What about the race? Let's bring in our panel: Steve Hayes, senior writer for The Weekly Standard; A.B. Stoddard, associate editor of The Hill, and syndicated columnist Charles Krauthammer. Charles?
CHARLES KRAUTHAMMER, SYNDICATED COLUMNIST: If you are for Coakley you have to be encouraged by one thing. The panic that the Democrats are in now I think will help them. And the fact that the race is now nationalized and highlighted might help them.
If you are looking for an upside on this from her point of view, the Democrat in the race, it's that Scott Brown may be peaking or surfacing too early. He's the classic insurgent. Remember, he is three to one in registration Democratic. But in this election cycle in this year, the intensity among the Republicans is at least three to one.
So what you want is a race that is quiet, off-off year election in which your seething Republican constituency comes out in a cold day. It's no longer a race in the boondocks. This is a national race. You have John Kerry writing a fundraising letter on the Democrat. You've got Kennedy's widow speaking out on behalf of the Democrat.
President Clinton will be parachuted in. You have high level operatives from Washington shipped up there. So there is going to be a national media push. If anything there might be a slight increase in intensity in the otherwise lethargic Democrats who might show up on Election Day.
BAIER: A.B., the fact that we're even talking about that race is pretty astonishing when you look at Massachusetts.
A.B. STODDARD, ASSOCIATE EDITOR, THE HILL: Really, this would be such a cataclysmic loss for the Democrats if Scott Brown were to pick up this seat.
I don't disagree with Charles, but I wonder if the Democrats have been shocked out of their complacency yet. I wonder with seven days left if the precinct leaders and all the interest groups and everyone can get in emergency mode and kick into high gear, because in a special election in a very deep blue state where they run everything, Scott Brown is one of 21 Republicans in the entire legislature.
And if Democrats stay home the day after a long weekend and the find something else to do and they don't feel will in this cold, every Republican, as Charles said, will get in that car.
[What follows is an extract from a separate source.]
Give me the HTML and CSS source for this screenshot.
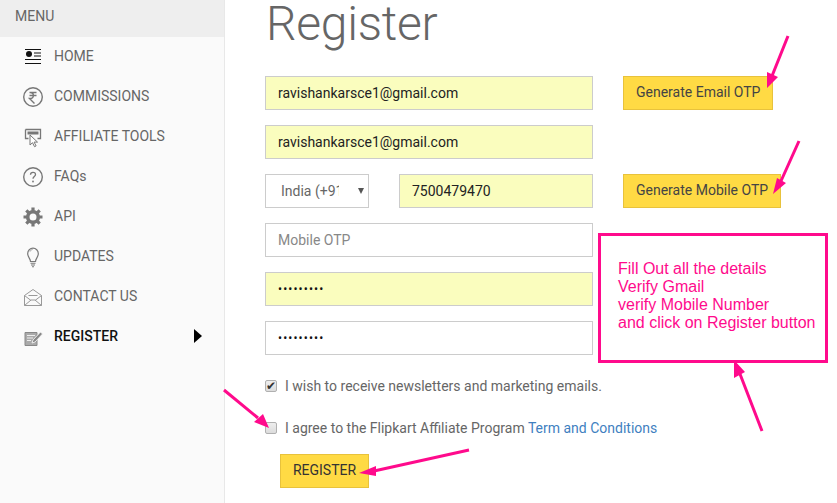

And I don't - I think at this point she feels the urgency. She's in Washington tonight scrounging for dollars seven days out, having Bill Clinton come, running negative ads. She is clearly feeling the heat. But I don't know if the entire party apparatus in Massachusetts has gotten into preparation mode enough to save this.
BAIER: Let's talk about that. You just said she's in Washington. And she is here for this event. It's a fundraising event at a restaurant here in Washington, D.C., hosted by the Massachusetts delegation. There you see the invitation.
On that, of the 22 names on the host committee, meaning, they raised $10,000 for or more Martha Coakley, 17, according to The Washington Examiner, are federally registered lobbyists, 15 of them are healthcare clients, Amgen, Cigna, United Health, Pfizer, Merck, Humana.
Steve Hayes, a candidate seven days before an election comes to Washington to raise money with healthcare lobbyists when healthcare reform is a big issue in this race? It's kind of interesting.
STEVE HAYES, SENIOR WRITER, THE WEEKLY STANDARD: It's not only interesting for that reason. It's also interesting because healthcare was Ted Kennedy's signature issue.
And Scott Brown is running and running proudly on the fact he would be the 41st vote. In fact, he can't say that enough, which is really amazing when you think he's making that claim and making the argument in a state that Barack Obama won by 26 points, of which the entire delegation is Democratic, 90 percent almost, 90 percent of the people in the Massachusetts state house are Democrats.
And he's running and running again and again and again on this fact he would be the 41st vote. I think he's going to continue to do that through this last week.
And the other issue that he's raised and I thought raised very well in the debate last night is on giving constitutional rights to detainees. He's raised that and he has made ads about this. He asked her about her, pressed her on it last night. She just could not come up with an answer.
And I think that argument is one that targets another group, not the one that Charles was talking about so much, but the group of moderates and independents in Massachusetts, of which there are I think more than people recognize, even though the state is three to one in Democratic registration, more moderates and independents that could be swayed by that kind of an argument, and private polling shows that it's very effective.
BAIER: Quickly, Charles, there were a lot of back and forths obviously in the debate last night. One moment caught some people's eye when Martha Coakley said that all of the terrorists had left Afghanistan. "They're not there anymore. They're in Yemen. They're in Pakistan. Let's focus our efforts on where Al Qaeda is."
KRAUTHAMMER: Well, if you interpret her meaning as Al Qaeda terrorists are out, well, it's a slight exaggeration. There are few hundred still in Afghanistan. It's not an outrageously wrong statement. Al Qaeda really used to be this Afghanistan, it's in now Pakistan. But if it applies to all terrorists, obviously, it's wrong.
I would give her the benefit of the doubt here. I think she spoke with an indeterminate antecedent, if you like. I suspect she meant Al Qaeda.
But the larger issue is what Steve is talking about. The idea that the guy who tried to blow up airliner over Detroit is now sitting in jail with a lawyer and he's shutting up with his Miranda rights is a scandal. The overwhelming majority of Americans thinks it is.
And if the race becomes nationalized and she can't defend it, it's really a negative in her campaign.